Lapidarmente, Paul Symington pegou o “touro pelos cornos” e, duma forma directa e precisa, sustentou que, como os viticultores durienses não conseguem vender a sua produção a preço compensador, têm obrigatoriamente que emigrar; não especificando exactamente como, referiu ainda que a regulamentação do sector está historicamente ultrapassadíssima.

Olga Martins, corroborando a causa da emigração dos durienses de Charles Symington, sustentou a necessidade de alteração da regulamentação, à semelhança do que acontece com o Vinho do Porto, por fixação de quotas para a produção dos DOC Douro.
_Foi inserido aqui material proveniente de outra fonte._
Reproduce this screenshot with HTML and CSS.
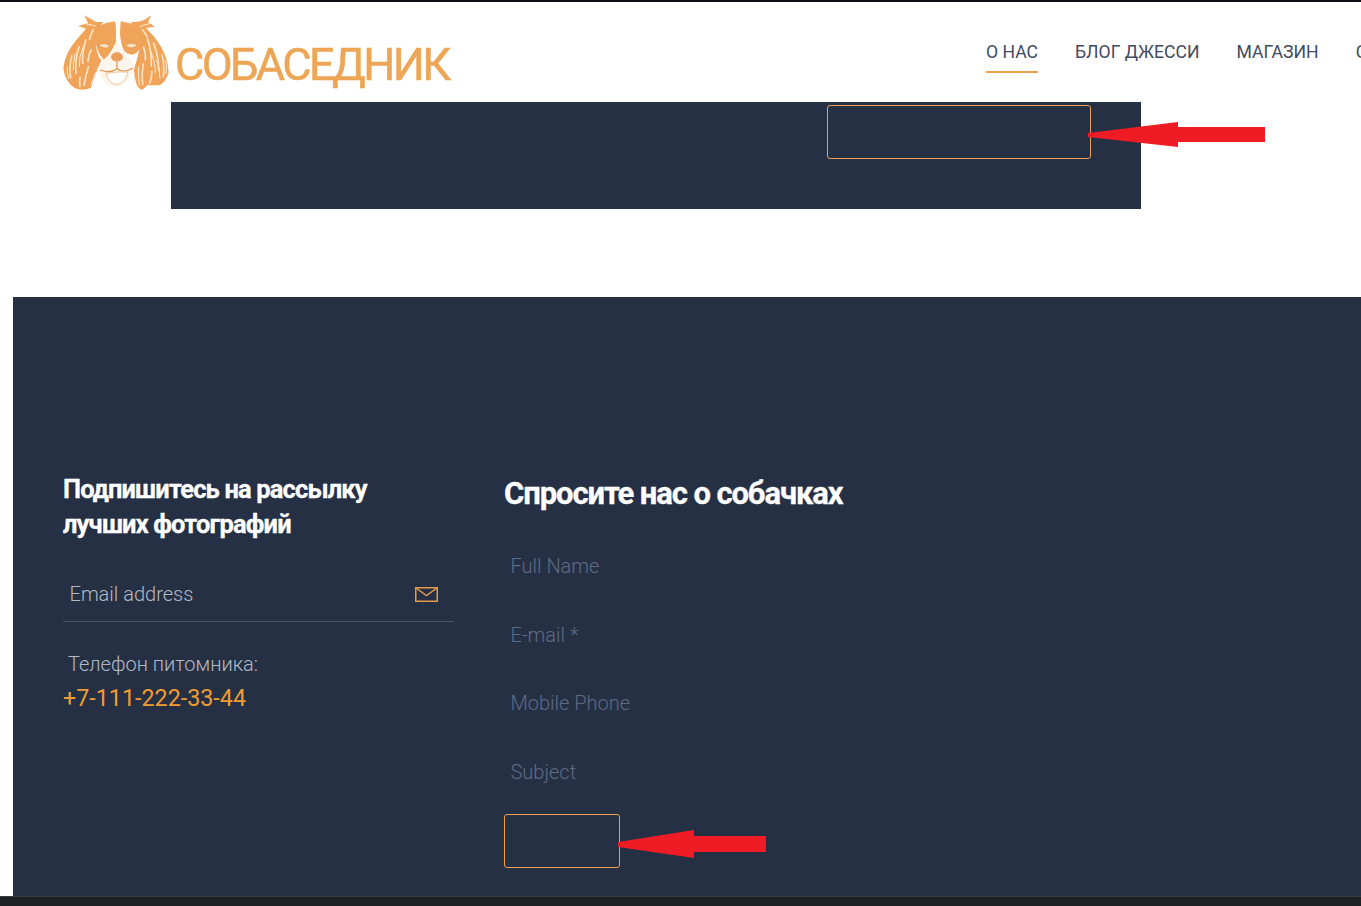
FILE: index.html
```html
<!DOCTYPE html>
<html lang="ru">
<head>
    <meta charset="UTF-8">
    <meta name="viewport" content="width=device-width, initial-scale=1.0">
    <title>Собаседник</title>
    <link rel="stylesheet" href="styles.css">
</head>
<body>
    <header class="site-header">
        <a href="#" class="logo">
            <svg class="logo-dog" viewBox="0 0 345 255" width="115" height="85">
                <!-- ears -->
                <path class="dog-orange" d="M72 16 Q92 26 108 36 L130 36 Q114 54 108 84 Q104 124 124 152 L112 178 Q100 214 92 234 Q66 244 44 234 Q16 216 10 176 Q14 136 38 104 Q54 82 78 56 Q66 52 54 48 Q70 44 84 40 Q80 28 72 16 Z"/>
                <path class="dog-orange" d="M274 16 Q268 28 264 36 Q276 44 284 50 L258 54 Q284 78 302 108 Q324 146 326 188 Q316 218 298 226 L262 226 Q252 236 246 240 Q234 234 230 224 Q222 200 222 176 Q232 150 238 118 Q238 84 232 54 L212 36 Q240 36 252 30 Z"/>
                <!-- head patches -->
                <path class="dog-orange" d="M116 48 Q140 36 166 34 Q170 64 168 92 Q164 116 156 130 Q144 146 132 150 Q112 130 106 92 Q108 66 116 48 Z"/>
                <path class="dog-orange" d="M182 34 Q212 38 236 50 Q244 84 240 116 Q230 132 214 134 Q200 132 192 122 Q180 96 180 66 Z"/>
                <!-- hair streaks -->
                <path class="dog-streak" d="M36 136 Q26 170 32 206 M58 108 Q44 148 48 192 M78 88 Q66 124 68 162 M86 168 Q76 198 72 228 M60 200 Q58 218 60 232 M100 58 Q92 74 88 90 M94 118 Q84 140 84 156"/>
                <path class="dog-streak" d="M280 98 Q296 138 296 182 M262 84 Q276 126 274 170 M306 134 Q314 166 310 202 M250 160 Q244 192 248 226 M276 182 Q276 204 268 222 M246 58 Q256 70 262 82 M250 110 Q258 130 256 152"/>
                <path class="dog-thin" d="M22 170 Q20 190 26 206 M108 186 Q100 206 94 222 M236 170 Q234 198 238 226 M316 150 Q322 170 318 192 M72 40 Q90 44 106 48 M272 40 Q254 44 240 50 M46 130 Q38 160 40 180 M70 110 Q56 140 58 170 M270 120 Q286 150 286 190 M290 150 Q300 176 300 206"/>
                <!-- eyes -->
                <path class="dog-eye" d="M116 106 Q132 94 150 108 Q136 122 116 106 Z"/>
                <path class="dog-eye" d="M196 106 Q214 94 232 106 Q214 122 196 106 Z"/>
                <!-- muzzle -->
                <path class="dog-white" d="M170 92 Q184 112 196 134 Q214 150 224 172 Q214 206 186 228 Q160 234 144 224 Q118 206 112 176 Q128 150 148 132 Q160 112 170 92 Z"/>
                <ellipse class="dog-nose" cx="171" cy="141" rx="18" ry="14"/>
                <path class="dog-line" d="M171 156 V176 M120 180 Q150 192 171 176 Q192 192 218 174"/>
                <path class="dog-mouth" d="M138 190 Q170 184 204 186 Q196 222 170 224 Q146 222 138 190 Z"/>
            </svg>
            <span class="logo-text">СОБАСЕДНИК</span>
        </a>
        <nav class="main-nav">
            <a href="#" class="nav-link active">О НАС</a>
            <a href="#" class="nav-link">БЛОГ ДЖЕССИ</a>
            <a href="#" class="nav-link">МАГАЗИН</a>
            <a href="#" class="nav-link">СОБАКИ</a>
        </nav>
    </header>

    <section class="promo-band">
        <button class="outline-btn promo-btn" type="button"></button>
    </section>

    <footer class="site-footer">
        <div class="subscribe">
            <h3 class="subscribe-title">Подпишитесь на рассылку<br>лучших фотографий</h3>
            <div class="subscribe-field">
                <input class="subscribe-input" type="text" placeholder="Email address">
                <svg class="mail-icon" viewBox="0 0 23 15" width="23" height="15">
                    <rect x="0.75" y="0.75" width="21.5" height="13.5"/>
                    <path d="M1 1 L11.5 8.5 L22 1"/>
                </svg>
            </div>
            <p class="phone-label">Телефон питомника:</p>
            <a href="#" class="phone">+7-111-222-33-44</a>
        </div>
        <form class="ask-form">
            <h2 class="ask-title">Спросите нас о собачках</h2>
            <input class="ask-input first" type="text" placeholder="Full Name">
            <input class="ask-input" type="text" placeholder="E-mail *">
            <input class="ask-input" type="text" placeholder="Mobile Phone">
            <input class="ask-input" type="text" placeholder="Subject">
            <button class="outline-btn send-btn" type="button"></button>
        </form>
    </footer>
    <div class="bottom-bar"></div>

    <!-- red arrows drawn on top of the screenshot -->
    <svg class="arrow arrow-top" viewBox="0 0 177 25" width="177" height="25">
        <path d="M0 11 L90 0 V5 H177 V20 H90 V25 L0 15 Z"/>
    </svg>
    <svg class="arrow arrow-bottom" viewBox="0 0 148 28" width="148" height="28">
        <path d="M0 12 L76 0 V6 H148 V22 H76 V28 L0 17 Z"/>
    </svg>
</body>
</html>
```

FILE: styles.css
```css
* {
    margin: 0;
    padding: 0;
    box-sizing: border-box;
}

html, body {
    height: 906px;
    overflow: hidden;
}

body {
    font-family: Roboto, 'Liberation Sans', sans-serif;
    background: #fff;
    border-top: 2px solid #0b0d14;
}

.site-header {
    height: 100px;
    display: flex;
    padding-left: 60px;
    overflow: hidden;
}

.logo {
    display: flex;
    align-items: flex-start;
    width: 926px;
    flex: none;
    padding-top: 8px;
    text-decoration: none;
}

.logo-text {
    font-size: 45px;
    line-height: 52px;
    letter-spacing: -2.6px;
    margin-top: 29px;
    color: #eda655;
    -webkit-text-stroke: 0.5px #eda655;
    filter: blur(0.5px);
}

.logo-dog {
    filter: blur(0.6px);
}

.dog-orange {
    fill: #f0a45a;
}

.dog-streak {
    fill: none;
    stroke: #fbe3c4;
    stroke-width: 5;
}

.dog-thin {
    fill: none;
    stroke: #fdeedb;
    stroke-width: 3;
}

.dog-white {
    fill: #fef6ec;
}

.dog-eye {
    fill: #fbe3c4;
    stroke: #d98f44;
    stroke-width: 2;
}

.dog-nose {
    fill: #ea9f5e;
}

.dog-line {
    fill: none;
    stroke: #e39a50;
    stroke-width: 4;
}

.dog-mouth {
    fill: #fff;
    stroke: #f3c493;
    stroke-width: 3;
}

.main-nav {
    display: flex;
    flex: none;
    gap: 37px;
    padding-top: 38px;
}

.nav-link {
    height: 33px;
    font-size: 17.6px;
    line-height: 24px;
    color: #414b5f;
    text-decoration: none;
    white-space: nowrap;
}

.nav-link.active {
    border-bottom: 2px solid #f0a24e;
}

.promo-band {
    width: 970px;
    height: 107px;
    margin-left: 171px;
    padding: 3px 0 0 656px;
    background: #253045;
}

.outline-btn {
    display: block;
    height: 54px;
    background: transparent;
    border: 1px solid #ee9f4f;
    border-radius: 3px;
}

.promo-btn {
    width: 264px;
}

.site-footer {
    height: 599px;
    margin: 88px 0 0 13px;
    padding: 175px 24px 0 50px;
    display: grid;
    grid-template-columns: 391px 1fr;
    gap: 50px;
    background: #253045;
}

.subscribe-title {
    font-size: 25.5px;
    line-height: 35px;
    letter-spacing: -0.85px;
    font-weight: 700;
    color: #fff;
    -webkit-text-stroke: 0.3px #fff;
}

.subscribe-field {
    display: flex;
    align-items: center;
    height: 60px;
    margin-top: 20px;
    padding: 5px 16px 0 6.5px;
    border-bottom: 1px solid #4b5566;
}

.subscribe-input {
    flex: 1;
    border: none;
    outline: none;
    background: transparent;
    font-family: inherit;
    font-size: 20px;
    font-weight: 300;
    color: #b4b9c2;
}

.subscribe-input::placeholder {
    color: #b4b9c2;
    opacity: 1;
}

.mail-icon {
    fill: none;
    stroke: #e39a4e;
    stroke-width: 1.5;
}

.phone-label {
    margin-top: 29px;
    padding-left: 5px;
    font-size: 20px;
    line-height: 26px;
    font-weight: 300;
    color: #b4b9c2;
}

.phone {
    display: block;
    margin-top: 6px;
    font-size: 23.3px;
    line-height: 30px;
    color: #f09c33;
    text-decoration: none;
}

.ask-form {
    display: flex;
    flex-direction: column;
    align-items: flex-start;
}

.ask-title {
    margin-top: 4px;
    margin-bottom: -1px;
    font-size: 31px;
    line-height: 35px;
    letter-spacing: -1.1px;
    font-weight: 700;
    color: #fff;
    -webkit-text-stroke: 0.3px #fff;
}

.ask-input {
    display: block;
    width: 100%;
    height: 68.67px;
    padding: 12px 6.5px 0;
    border: none;
    border-bottom: 1px solid #222c3f;
    outline: none;
    background: transparent;
    font-family: inherit;
    font-size: 20px;
    font-weight: 300;
    color: #fff;
}

.ask-input::placeholder {
    color: #5f6b83;
    opacity: 1;
}

.ask-input.first {
    height: 85px;
    padding-top: 28px;
}

.send-btn {
    width: 116px;
    margin-top: 13px;
}

.bottom-bar {
    height: 10px;
    background: #1f2021;
    border-top: 1px solid #3a3b3c;
}

.arrow {
    position: absolute;
    fill: #ef1c25;
}

.arrow-top {
    left: 1088px;
    top: 122px;
}

.arrow-bottom {
    left: 618px;
    top: 830px;
}
```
Esta solução faria desaparecer do mercado, como actualmente acontece, os DOC’s de baixo preço, os quais, para além do mais, muito dificultam justificar aos consumidores os preços de venda, comparativamente elevados, destes vinhos.

Já para Manuel Carvalho, que considera existir vinha a mais no Douro, a solução passa pelo seu arranque.

O conjunto destes três convidados da RTP aponta convenientemente a responsabilidade da má situação socioeconómica do Douro à falta de políticas condizentes com a realidade actual do Douro.

Como é possível atirar responsabilidades a terceiros se nem os próprios, os verdadeiramente interessados na questão, conseguem apresentar soluções que globalmente resolvam o problema?

Com efeito, não é a fixação de quotas para os DOC nem o arranque da vinha que irão obstar a emigração dos durienses.

Assim sendo, aí vai mais um MUMBO-JUMBO!